In summer, air conditioning systems run longer and become less efficient during extreme heat. Even a few very hot days can push monthly usage higher than expected.
In winter, electric heating, space heaters, and longer lighting hours quietly increase demand. These changes often happen gradually, which makes the final bill feel sudden.
Energy usage data consistently shows that heating and cooling can account for a significant portion of residential electricity use, depending on the region.
Why Is My Electricity Bill So High All of a Sudden?

When a bill jumps unexpectedly, it usually points to a specific trigger rather than a gradual change in behavior.
Sudden increases are often caused by rate changes, billing adjustments, or a longer billing cycle. In many cases, the amount of electricity used stayed fairly consistent — it was the pricing that changed.
This is why reviewing the rate and billing dates is just as important as checking usage.
Electricity Rates Can Change Without Much Notice
Your electricity bill is calculated by multiplying how much electricity you use by the price per kilowatt-hour.
If that price increases, your total increases — even if your habits stay exactly the same.
Over the past 20 years, residential electricity prices in the U.S. have steadily risen. Factors like fuel costs, grid upgrades, and increasing demand all contribute to higher baseline prices.
Most people don’t notice rate changes immediately. They notice them when the bill crosses a line that suddenly feels unreasonable.
Understanding Supply Charges vs Delivery Charges
Why cutting usage doesn’t always cut costs
Many people assume their electricity bill is mostly about usage. In reality, a large portion often comes from delivery charges.
Supply charges cover the electricity itself. Delivery charges cover the cost of transporting that electricity to your home, maintaining power lines, operating the grid, and handling metering and billing.
Delivery charges typically don’t decrease when usage drops. This is why reducing consumption doesn’t always lead to the savings people expect.
Older Homes Often Cost More to Power
Efficiency matters more than habits
If you live in an older home or apartment, higher electricity bills may have little to do with how careful you are.
Poor insulation, drafty windows, outdated HVAC systems, and inefficient wiring all force systems to work harder. Even modest inefficiencies can raise monthly costs.
Studies on residential energy efficiency suggest that inadequate insulation alone can increase heating and cooling expenses by a noticeable margin.
This helps explain why two homes with similar lifestyles can have very different electricity bills.
Billing Periods Can Make One Month Look Worse Than It Is
Always check the dates. Electricity bills don’t always cover the same number of days.

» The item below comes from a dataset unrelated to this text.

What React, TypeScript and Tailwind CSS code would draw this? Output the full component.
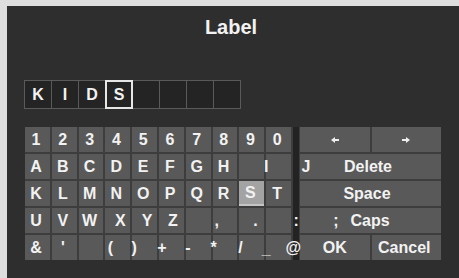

A longer billing period, delayed meter reading, or combined usage cycle can make a bill look unusually high. In these cases, the increase reflects timing rather than higher daily usage.
Checking the billing dates is a simple step that explains many one-time spikes.
Rate Structures Can Penalize Certain Households
Some electricity plans charge different rates based on when electricity is used or how much is consumed.
Time-of-use pricing, tiered rates, and variable pricing can all affect households differently. People who work from home or are home during peak hours often feel these effects more strongly.
In these situations, a higher bill doesn’t reflect waste. It reflects how pricing structures interact with real life.
Extreme Weather Has Lasting Effects on Bills
Heat waves and cold snaps don’t just increase usage in the moment.
They strain the power grid, raise generation costs, and create ripple effects that appear later on bills. This delay often makes increases feel random, even when they’re tied to earlier conditions.
Why Your Power Bill Might Be Higher Than Last Month
When comparing bills, it’s helpful to look beyond the total.
Ask whether the rate changed, whether the billing period was longer, or whether delivery charges increased. A single high bill isn’t always a warning sign. A consistent upward trend over several months usually deserves closer attention.
What You Can Control, and What You Can’t
You can’t control fuel prices, infrastructure costs, or extreme weather. Those factors affect electricity costs regardless of personal habits.
You can control when and how electricity is used, how efficient your home and appliances are, and — in some areas — how electricity is priced.
Understanding that difference takes a lot of unnecessary blame out of the equation.
The Bottom Line: High Bills Aren’t Always Your Fault
A high electricity bill doesn’t automatically mean you’ve done something wrong.
In many cases, it’s the result of pricing structures, seasonal demand, aging infrastructure, and long-term cost trends that aren’t well explained to consumers. Learning how these pieces fit together puts you in a better position to respond thoughtfully instead of reacting in frustration.
Clarity is the first step toward control.